Time to get a run in. I guess I’ll go to the Rec Center and use the track.
I show up to the Rec at 6:30 p.m. on a Tuesday. I walk up the stairs to the track and prepare for the aggravation fest of trying to get a good workout at the Rec.
I sit down on the bench by the track and start pulling off my boots and putting my shoes on. I’m in luck—I’m just in time to hear the three perspiring bros hogging up most of the bench talking loudly about how they nailed their workout and can’t wait to get “drunk AF” later.
I begin my run. It’s Tuesday, so runners are supposed to run clockwise. I’m not half a lap into my run and I’m already dodging people going the wrong way. Not only am I constantly on the lookout for directionally challenged people, but I’m weaving in and out of illiterate people who clearly can’t comprehend the “Runners: Inside two lanes” and “Walkers: Outside two lanes” signs.
As I’m running on the outermost lane to dodge a flock of girls simultaneously selfie-ing and walking, I almost plow over a four-year-old who’s broken away from his townie parent and is now zig-zagging aimlessly about the track.
After coming to a complete stop to avoid unintentionally murdering a child, I start running again. Even through my music, I can hear some very loud breathing behind me. Like, really loud. Is someone having an asthma attack? This person does not sound normal.
After making sure I don’t see anyone walking in the inside lane in front of me, I glance over my shoulder and—holy shit! Is that Darth Vader? What the hell does that guy have on his face? I do a double take at the sweatsuit-clad man with some sort of Bane-like breathing contraption covering his face. He looks terrifying. I stare straight ahead as he passes me as to not draw attention to myself. I laugh as he scares a (different) clique of gossiping, lane-hogging girls.
I’m adequately annoyed with the chaos consuming the track, so I stop running and decide to do some abdominal work. I walk over to the stack of mats, pick one up and—GROSS! I immediately drop the sweaty piece of blue foam that someone clearly didn’t clean after using. I suppress a gag, disinfect my hand and decide I’ll skip abs and lift weights instead.
I’m about to walk over to the free weights, but stop when I notice three jacked bros lifting weights two inches away from the weight rack, blocking the entire thing. I send a menacing stare in their direction and walk towards them, hoping they’ll see me and move. Nope—guess I’ll have to push my way through.
“Excuse me,” I say as I walk up to the weight rack. The bros are in testosterone-induced oblivion and don’t even glance at me. Tired of waiting, I roll my eyes and push my way through their damp limbs to grab some dumbbells.
“Hey, sorry sweetheart,” one of them says while shamelessly giving me a once over.
I pretend I don’t hear him and continue my workout, but it’s difficult to concentrate because the smell of someone’s B.O. is so strong I’m highly considering finding Bane-dude to ask if he’ll lend me his mask so I can block out the smell.

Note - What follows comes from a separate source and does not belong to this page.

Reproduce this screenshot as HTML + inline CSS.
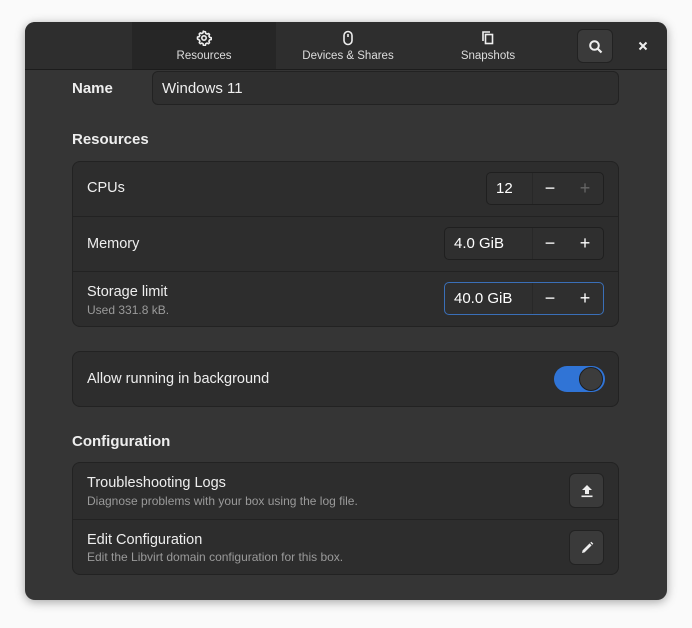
<!DOCTYPE html>
<html><head><style>
*{box-sizing:border-box;margin:0;padding:0}
body{width:692px;height:628px;background:#fafafa;font-family:"Liberation Sans","DejaVu Sans",sans-serif;color:#fff;position:relative;overflow:hidden}
.win{position:absolute;left:25px;top:22px;width:642px;height:578px;background:#353535;border-radius:10px;box-shadow:0 2px 10px rgba(0,0,0,.35);overflow:hidden}
.hdr{position:absolute;left:0;top:0;width:642px;height:48px;background:#2e2e2e;border-bottom:1px solid #1c1c1c}
.tab{position:absolute;top:0;height:47px;text-align:center;font-size:11.5px;color:#ddd}
.tab .lbl{position:absolute;top:28px;left:0;right:0}
.tab svg{position:absolute;top:8px;left:50%;margin-left:-8px}
.abs{position:absolute}
.box{position:absolute;background:#2d2d2d;border:1px solid #222;border-radius:8px;left:47px;width:547px}
.row{position:absolute;left:0;width:100%;border-top:1px solid #222}
.t{position:absolute;font-size:14.5px;color:#eee}
.s{position:absolute;font-size:12px;color:#9a9a9a}
.h{position:absolute;font-size:15px;font-weight:bold;color:#eee}
.spin{position:absolute;border:1px solid #1f1f1f;background:#2f2f2f;border-radius:5px;height:33px;font-size:15px}
.spin .v{position:absolute;left:9px;top:7px}
.spin .sep{position:absolute;top:0;bottom:0;width:1px;background:#282828}
.spin .b{position:absolute;top:5px;font-size:18px;width:20px;text-align:center}
.btn{position:absolute;width:35px;height:35px;background:#3a3a3a;border:1px solid #222;border-radius:6px}
</style></head><body>
<div class="win">
 <div class="hdr">
  <div class="tab" style="left:107px;width:144px;background:#262626">
   <svg width="16" height="16" viewBox="0 0 16 16"><path d="M8 1.5l1.4.3.3 1.6 1.3.7 1.5-.6 1 1-.6 1.5.7 1.3 1.6.3v2l-1.6.3-.7 1.3.6 1.5-1 1-1.5-.6-1.3.7-.3 1.6h-2l-.3-1.6-1.3-.7-1.5.6-1-1 .6-1.5-.7-1.3L1.5 9V7l1.6-.3.7-1.3-.6-1.5 1-1 1.5.6 1.3-.7.3-1.6z" fill="none" stroke="#eee" stroke-width="1.6" stroke-linejoin="round"/><circle cx="8" cy="8" r="2.2" fill="none" stroke="#eee" stroke-width="1.6"/></svg>
   <div class="lbl">Resources</div></div>
  <div class="tab" style="left:251px;width:144px">
   <svg width="16" height="16" viewBox="0 0 16 16"><rect x="4" y="1.5" width="8" height="13" rx="4" fill="none" stroke="#eee" stroke-width="1.6"/><path d="M8 4v3" stroke="#eee" stroke-width="1.6"/></svg>
   <div class="lbl">Devices &amp; Shares</div></div>
  <div class="tab" style="left:395px;width:136px">
   <svg width="16" height="16" viewBox="0 0 16 16"><path d="M3 11V2h7" fill="none" stroke="#eee" stroke-width="1.6"/><rect x="5.5" y="4.5" width="7" height="9" fill="none" stroke="#eee" stroke-width="1.6"/></svg>
   <div class="lbl">Snapshots</div></div>
  <div class="btn" style="left:552px;top:7px;width:36px;height:34px"><svg class="abs" style="left:10px;top:9px" width="16" height="16" viewBox="0 0 16 16"><circle cx="6.5" cy="6.5" r="4.3" fill="none" stroke="#eee" stroke-width="2"/><path d="M9.5 9.5l4 4" stroke="#eee" stroke-width="2.2"/></svg></div>
  <svg class="abs" style="left:613px;top:19px" width="10" height="10" viewBox="0 0 10 10"><path d="M1.5 1.5l7 7M8.5 1.5l-7 7" stroke="#eee" stroke-width="2"/></svg>
 </div>
 <div class="h" style="left:47px;top:58px">Name</div>
 <div class="abs" style="left:127px;top:49px;width:467px;height:34px;background:#2f2f2f;border:1px solid #222;border-radius:6px"><span class="abs" style="left:9px;top:8px;font-size:15px;color:#eee">Windows 11</span></div>
 <div class="h" style="left:47px;top:109px">Resources</div>
 <div class="box" style="top:139px;height:166px">
  <div class="t" style="left:14px;top:18px">CPUs</div>
  <div class="spin" style="left:413px;top:10px;width:118px"><span class="v">12</span><div class="sep" style="left:45px"></div><span class="b" style="left:53px">−</span><span class="b" style="left:88px;color:#666">+</span></div>
  <div class="row" style="top:54px;height:55px">
   <div class="t" style="left:14px;top:19px">Memory</div>
   <div class="spin" style="left:371px;top:10px;width:160px"><span class="v">4.0 GiB</span><div class="sep" style="left:87px"></div><span class="b" style="left:95px">−</span><span class="b" style="left:130px">+</span></div>
  </div>
  <div class="row" style="top:109px;height:56px">
   <div class="t" style="left:14px;top:12px">Storage limit</div>
   <div class="s" style="left:14px;top:31px">Used 331.8 kB.</div>
   <div class="spin" style="left:371px;top:10px;width:160px;border:1px solid #3a6fb8"><span class="v">40.0 GiB</span><div class="sep" style="left:87px"></div><span class="b" style="left:95px">−</span><span class="b" style="left:130px">+</span></div>
  </div>
 </div>
 <div class="box" style="top:329px;height:56px">
  <div class="t" style="left:14px;top:19px">Allow running in background</div>
  <div class="abs" style="left:481px;top:14px;width:51px;height:26px;border-radius:13px;background:#3074d6"><div class="abs" style="left:25px;top:1px;width:24px;height:24px;border-radius:12px;background:#3c3c3c;border:1px solid #1e1e1e"></div></div>
 </div>
 <div class="h" style="left:47px;top:411px">Configuration</div>
 <div class="box" style="top:440px;height:113px">
  <div class="t" style="left:14px;top:12px">Troubleshooting Logs</div>
  <div class="s" style="left:14px;top:31px">Diagnose problems with your box using the log file.</div>
  <div class="btn" style="left:496px;top:10px"><svg class="abs" style="left:9px;top:9px" width="16" height="16" viewBox="0 0 16 16"><path d="M8 2l5 5H10v4H6V7H3z" fill="#eee"/><rect x="2.5" y="12.5" width="11" height="1.6" fill="#eee"/></svg></div>
  <div class="row" style="top:56px;height:56px">
   <div class="t" style="left:14px;top:12px">Edit Configuration</div>
   <div class="s" style="left:14px;top:30px">Edit the Libvirt domain configuration for this box.</div>
   <div class="btn" style="left:496px;top:10px"><svg class="abs" style="left:9px;top:9px" width="16" height="16" viewBox="0 0 16 16"><path d="M3 13l.6-2.6 7-7 2 2-7 7z" fill="#eee"/><path d="M11.3 2.7l1-1 2 2-1 1z" fill="#eee"/></svg></div>
  </div>
 </div>
</div>
</body></html>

By this point, it’s 7:30 p.m. and half of the Ferris student body is at the Rec. I’m starting to feel like I’m at Shooters on a Saturday night: it’s hot, crowded and smelly and groups of men are eyeing groups of women, half of the people here are texting, talking on the phone or taking selfies and I can’t walk more than four feet without running into someone I know. The longer I’m here, the more over it I get, but I know I’ll be back because there are no other options.
I pack up my stuff and leave the sweaty, hormone-induced socialization fest that is the Rec Center on a weeknight. I decide I’ll try a different time tomorrow.